= The task =
In the entries that follow, find the word "index" and report each line it is on.

= Material for this exercise =
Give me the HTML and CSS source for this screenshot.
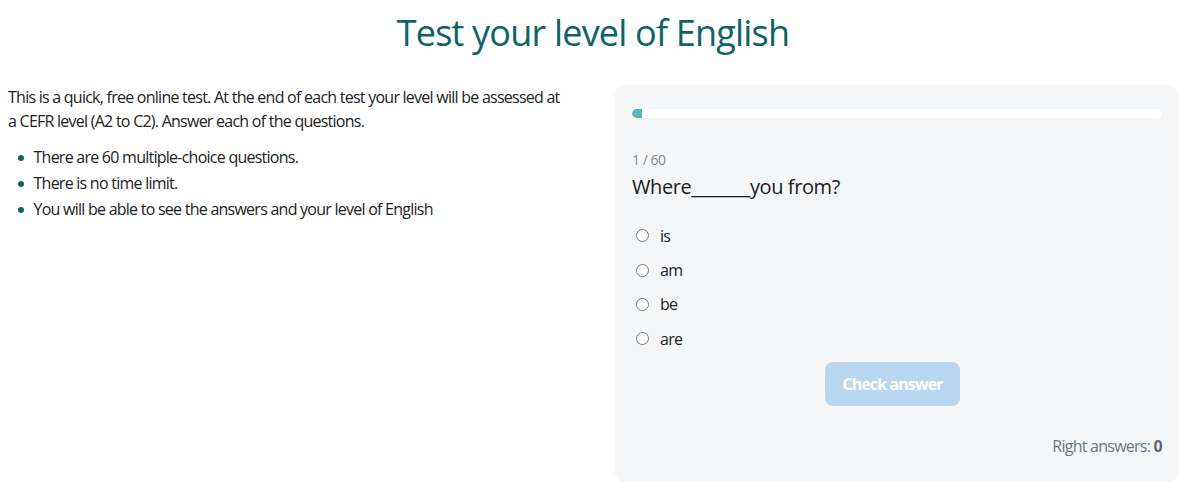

--

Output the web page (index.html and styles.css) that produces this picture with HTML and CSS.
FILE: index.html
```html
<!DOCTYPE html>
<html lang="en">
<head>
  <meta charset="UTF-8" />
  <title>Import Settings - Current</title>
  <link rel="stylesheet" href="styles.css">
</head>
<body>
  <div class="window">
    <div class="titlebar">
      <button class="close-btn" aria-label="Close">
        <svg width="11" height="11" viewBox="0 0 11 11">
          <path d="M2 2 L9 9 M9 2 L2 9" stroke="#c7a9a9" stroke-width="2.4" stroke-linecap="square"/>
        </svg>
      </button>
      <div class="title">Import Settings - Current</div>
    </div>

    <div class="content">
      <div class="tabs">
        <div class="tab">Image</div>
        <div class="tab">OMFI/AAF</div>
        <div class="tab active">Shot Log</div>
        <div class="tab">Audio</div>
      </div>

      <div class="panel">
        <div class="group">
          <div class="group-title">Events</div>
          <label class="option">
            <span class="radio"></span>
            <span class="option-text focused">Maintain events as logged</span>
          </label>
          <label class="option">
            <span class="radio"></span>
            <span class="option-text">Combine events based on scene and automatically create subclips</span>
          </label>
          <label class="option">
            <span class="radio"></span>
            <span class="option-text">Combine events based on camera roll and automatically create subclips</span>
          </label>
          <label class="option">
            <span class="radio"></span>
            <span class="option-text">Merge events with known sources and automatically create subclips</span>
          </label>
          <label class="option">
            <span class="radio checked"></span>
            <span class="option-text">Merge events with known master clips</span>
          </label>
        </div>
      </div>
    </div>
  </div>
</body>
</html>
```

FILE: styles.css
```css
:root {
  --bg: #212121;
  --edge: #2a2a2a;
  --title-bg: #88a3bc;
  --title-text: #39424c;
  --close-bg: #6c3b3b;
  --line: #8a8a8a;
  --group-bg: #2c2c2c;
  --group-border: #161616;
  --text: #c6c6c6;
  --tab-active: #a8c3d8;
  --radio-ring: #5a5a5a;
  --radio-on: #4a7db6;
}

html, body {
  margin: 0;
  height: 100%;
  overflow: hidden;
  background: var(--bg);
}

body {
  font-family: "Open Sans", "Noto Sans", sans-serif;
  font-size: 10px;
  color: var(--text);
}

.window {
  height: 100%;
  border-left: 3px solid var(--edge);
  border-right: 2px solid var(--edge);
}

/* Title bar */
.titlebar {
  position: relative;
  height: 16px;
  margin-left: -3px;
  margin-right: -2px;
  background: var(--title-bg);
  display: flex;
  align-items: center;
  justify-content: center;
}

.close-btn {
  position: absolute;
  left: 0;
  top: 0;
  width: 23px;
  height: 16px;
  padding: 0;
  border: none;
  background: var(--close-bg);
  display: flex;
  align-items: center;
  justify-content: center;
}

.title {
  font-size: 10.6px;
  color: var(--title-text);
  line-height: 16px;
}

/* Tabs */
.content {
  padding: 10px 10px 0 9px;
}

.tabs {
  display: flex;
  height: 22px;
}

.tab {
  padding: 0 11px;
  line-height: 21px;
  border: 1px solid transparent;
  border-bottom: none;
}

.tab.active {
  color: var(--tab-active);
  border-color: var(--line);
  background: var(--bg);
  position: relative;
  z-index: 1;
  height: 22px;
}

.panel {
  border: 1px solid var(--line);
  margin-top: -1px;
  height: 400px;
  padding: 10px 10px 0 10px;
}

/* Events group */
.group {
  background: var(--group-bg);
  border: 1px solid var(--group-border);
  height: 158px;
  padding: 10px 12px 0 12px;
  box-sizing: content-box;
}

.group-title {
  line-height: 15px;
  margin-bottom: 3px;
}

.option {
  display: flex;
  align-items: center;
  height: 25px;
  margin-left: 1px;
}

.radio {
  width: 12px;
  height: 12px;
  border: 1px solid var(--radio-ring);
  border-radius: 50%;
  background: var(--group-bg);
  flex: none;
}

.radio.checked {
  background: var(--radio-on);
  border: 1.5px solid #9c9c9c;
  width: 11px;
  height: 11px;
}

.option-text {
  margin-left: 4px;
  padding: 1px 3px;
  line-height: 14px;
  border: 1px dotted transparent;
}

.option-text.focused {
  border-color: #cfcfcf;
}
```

...

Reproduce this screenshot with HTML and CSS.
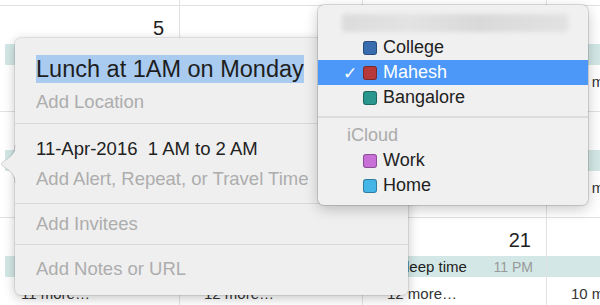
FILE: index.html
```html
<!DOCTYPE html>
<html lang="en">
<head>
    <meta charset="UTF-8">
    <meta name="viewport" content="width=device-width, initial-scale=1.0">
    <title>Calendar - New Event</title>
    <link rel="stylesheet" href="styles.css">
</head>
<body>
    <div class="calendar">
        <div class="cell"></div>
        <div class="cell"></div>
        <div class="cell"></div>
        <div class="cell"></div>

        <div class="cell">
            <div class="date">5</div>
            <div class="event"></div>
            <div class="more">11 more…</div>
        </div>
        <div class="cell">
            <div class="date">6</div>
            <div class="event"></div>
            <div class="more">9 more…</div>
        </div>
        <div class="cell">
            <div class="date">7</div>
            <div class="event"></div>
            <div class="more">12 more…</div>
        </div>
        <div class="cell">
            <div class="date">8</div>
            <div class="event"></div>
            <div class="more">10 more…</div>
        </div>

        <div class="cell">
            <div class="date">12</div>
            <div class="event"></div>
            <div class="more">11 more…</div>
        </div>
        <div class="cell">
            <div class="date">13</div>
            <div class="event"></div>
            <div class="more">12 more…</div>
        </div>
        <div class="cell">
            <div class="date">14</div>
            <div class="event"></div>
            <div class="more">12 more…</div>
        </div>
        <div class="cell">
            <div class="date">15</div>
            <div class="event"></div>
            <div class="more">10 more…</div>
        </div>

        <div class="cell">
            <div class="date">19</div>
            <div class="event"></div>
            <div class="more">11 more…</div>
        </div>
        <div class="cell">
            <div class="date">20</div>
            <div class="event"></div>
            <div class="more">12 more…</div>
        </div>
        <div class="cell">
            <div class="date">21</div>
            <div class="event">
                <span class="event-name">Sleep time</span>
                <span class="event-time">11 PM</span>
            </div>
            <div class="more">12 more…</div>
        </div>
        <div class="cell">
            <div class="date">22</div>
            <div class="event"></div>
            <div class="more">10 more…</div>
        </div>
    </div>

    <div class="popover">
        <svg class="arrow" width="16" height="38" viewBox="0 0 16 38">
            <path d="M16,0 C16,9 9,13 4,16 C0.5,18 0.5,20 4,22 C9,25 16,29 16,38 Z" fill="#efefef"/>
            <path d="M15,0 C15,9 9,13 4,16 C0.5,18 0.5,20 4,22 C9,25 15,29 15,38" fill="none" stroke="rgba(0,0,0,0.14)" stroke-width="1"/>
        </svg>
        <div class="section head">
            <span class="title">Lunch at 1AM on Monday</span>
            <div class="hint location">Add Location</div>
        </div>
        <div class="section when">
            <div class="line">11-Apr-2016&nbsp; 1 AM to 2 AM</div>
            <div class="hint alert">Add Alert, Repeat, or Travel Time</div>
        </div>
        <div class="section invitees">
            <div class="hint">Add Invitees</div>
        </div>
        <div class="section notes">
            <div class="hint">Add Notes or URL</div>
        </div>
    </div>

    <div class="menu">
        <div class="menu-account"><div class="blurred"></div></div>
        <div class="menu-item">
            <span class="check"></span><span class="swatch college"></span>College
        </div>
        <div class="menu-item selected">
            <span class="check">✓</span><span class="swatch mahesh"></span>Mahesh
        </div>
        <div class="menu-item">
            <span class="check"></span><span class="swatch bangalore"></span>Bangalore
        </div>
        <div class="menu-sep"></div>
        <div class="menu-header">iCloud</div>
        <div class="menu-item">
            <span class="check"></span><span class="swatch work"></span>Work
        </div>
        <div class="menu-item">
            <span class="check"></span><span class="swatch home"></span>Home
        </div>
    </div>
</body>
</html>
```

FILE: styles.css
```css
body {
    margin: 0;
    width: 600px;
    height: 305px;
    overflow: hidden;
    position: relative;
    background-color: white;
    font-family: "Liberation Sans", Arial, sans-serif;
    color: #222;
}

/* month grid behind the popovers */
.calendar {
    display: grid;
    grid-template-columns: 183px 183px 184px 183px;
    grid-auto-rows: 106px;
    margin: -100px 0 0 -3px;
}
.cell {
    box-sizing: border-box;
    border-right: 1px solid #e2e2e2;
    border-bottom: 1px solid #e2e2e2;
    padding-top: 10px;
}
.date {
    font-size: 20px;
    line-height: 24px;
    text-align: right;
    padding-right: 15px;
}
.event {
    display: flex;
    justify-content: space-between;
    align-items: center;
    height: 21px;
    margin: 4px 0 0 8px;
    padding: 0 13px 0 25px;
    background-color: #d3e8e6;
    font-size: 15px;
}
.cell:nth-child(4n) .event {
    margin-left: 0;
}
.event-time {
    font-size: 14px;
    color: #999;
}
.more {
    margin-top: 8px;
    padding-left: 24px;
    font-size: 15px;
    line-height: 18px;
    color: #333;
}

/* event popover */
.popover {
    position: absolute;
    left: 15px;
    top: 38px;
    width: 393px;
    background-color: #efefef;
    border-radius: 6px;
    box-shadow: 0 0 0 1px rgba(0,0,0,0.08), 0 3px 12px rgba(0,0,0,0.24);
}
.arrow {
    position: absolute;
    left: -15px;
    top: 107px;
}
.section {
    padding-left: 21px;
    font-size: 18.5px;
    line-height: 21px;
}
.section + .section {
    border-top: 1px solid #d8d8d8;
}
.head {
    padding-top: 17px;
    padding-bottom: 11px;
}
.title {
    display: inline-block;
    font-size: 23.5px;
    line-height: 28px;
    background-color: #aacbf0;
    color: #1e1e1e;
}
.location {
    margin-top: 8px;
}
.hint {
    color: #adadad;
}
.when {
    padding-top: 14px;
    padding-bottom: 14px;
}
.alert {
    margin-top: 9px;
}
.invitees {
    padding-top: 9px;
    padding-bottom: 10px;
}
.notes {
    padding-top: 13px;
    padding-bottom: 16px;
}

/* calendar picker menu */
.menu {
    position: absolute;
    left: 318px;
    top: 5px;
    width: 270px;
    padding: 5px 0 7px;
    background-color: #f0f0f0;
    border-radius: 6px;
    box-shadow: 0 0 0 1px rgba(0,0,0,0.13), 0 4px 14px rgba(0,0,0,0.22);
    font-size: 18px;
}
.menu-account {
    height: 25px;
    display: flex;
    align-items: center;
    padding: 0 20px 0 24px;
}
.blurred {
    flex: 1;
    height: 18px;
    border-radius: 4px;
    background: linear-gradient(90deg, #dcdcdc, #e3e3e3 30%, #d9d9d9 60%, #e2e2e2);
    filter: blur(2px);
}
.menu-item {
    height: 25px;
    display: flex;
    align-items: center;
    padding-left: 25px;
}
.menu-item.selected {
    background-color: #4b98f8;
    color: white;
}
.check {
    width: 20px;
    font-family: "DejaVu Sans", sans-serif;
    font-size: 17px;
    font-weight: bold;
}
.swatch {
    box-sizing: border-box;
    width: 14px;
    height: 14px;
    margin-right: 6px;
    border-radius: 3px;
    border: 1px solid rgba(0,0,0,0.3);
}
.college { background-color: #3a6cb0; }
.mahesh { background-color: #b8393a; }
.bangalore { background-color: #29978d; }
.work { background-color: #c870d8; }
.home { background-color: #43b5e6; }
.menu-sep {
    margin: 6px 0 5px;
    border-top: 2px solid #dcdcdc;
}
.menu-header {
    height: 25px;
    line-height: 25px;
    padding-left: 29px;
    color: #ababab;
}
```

= Task answer =
Output the web page (index.html and styles.css) that produces this picture with HTML and CSS.
FILE: index.html
  z-index: 1;
FILE: index.html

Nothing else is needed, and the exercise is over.